LONDON/DUBLIN (Reuters) - British airline Flybe (FLYB.L) has agreed to create a new carrier as part of a deal with Ryanair (RYA.I) to satisfy regulatory concerns over the Irish carrier’s last-ditch bid to take over peer Aer Lingus AERL.I.
The new carrier, Flybe Ireland, would receive 100 million euros ($135 million) and nine aircraft from Ryanair and commit to operating 43 routes for at least three years if Ryanair’s Aer Lingus bid succeeds, Flybe said.
Ryanair, Europe’s leading low-cost carrier, is making its third attempt to take over smaller Irish rival Aer Lingus and has been told by the European Commission it has one last chance to submit measures to prove the merger will not curb competition.
Ryanair will also provide Flybe Ireland with forward sales cash and liabilities worth around 50 million euros.
In return Flybe will pay Ryanair 1 million euros for the newly created airline.
In addition to the Flybe deal, Ryanair will pass Aer Lingus’s routes from London’s Gatwick Airport to British Airways (ICAG.L), a source close to the talks said.
Flybe said on Wednesday the deal had received “irrevocable acceptances” from 64 percent of shareholders, allowing Ryanair to present it to the European Commission as a binding deal.
“We are not setting up an airline in Dublin as a short-term project.

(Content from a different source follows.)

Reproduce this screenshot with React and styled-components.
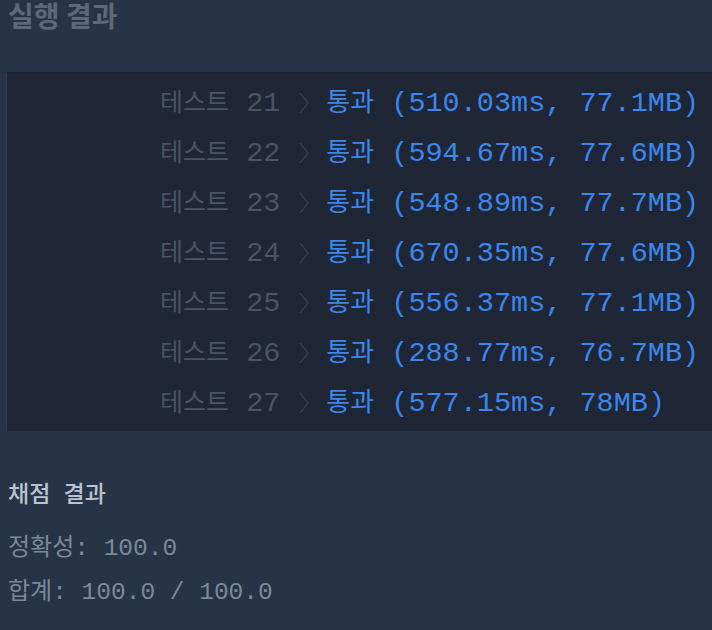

This is a long-term project,” Flybe Chief Executive Jim French told a conference call. “Flybe Ireland, if it goes ahead, will be a new, well-capitalized business.”
A decision from the European Commission, Europe’s anti-monopoly watchdog, is due by March 6.
“This deal is a step in the right direction but considerable issues remain,” said Merrion Capital analyst David Holohan, who said the chances of EU approval of the Aer Lingus-Ryanair merger had increased significantly in recent weeks but were no higher than 40-50 percent.
Ryanair’s takeover target Aer Lingus, meanwhile, said it did not expect the Flybe deal to convince the European Commission that the new airline would be capable of offering serious competition to an enlarged Ryanair.
“This shady deal, where you create an artificial competitor, funded up front... is simply a joke,” Aer Lingus Chief Executive Christoph Mueller told Irish state broadcaster RTE after announcing a 40 percent hike in its 2012 operating profit.
“That a weak almost bankrupt carrier is supported to take out a very strong carrier like Aer Lingus... I believe is not going to fly,” he said.
Flybe said its main competitive advantage was the ability to introduce high-frequency routes with small planes carrying less than half the 190 carried on Ryanair’s Boeing 737s.
Ryanair agreed to give Flybe the right to use the Aer Lingus brand for three years to allay European Commission concerns of Flybe’s poor brand recognition in Ireland, he said. If the merger went ahead, Ryanair could also use the Aer Lingus brand for some routes, French said.
Aer Lingus shares have climbed from 1.10 euros at the start of January to 1.30 euros, the level of the Ryanair bid.
Shares in Flybe, which have shed about a third of their value in the last year amid profit warnings and lay-offs, were 20 percent up at 53.7 pence by 1110 GMT.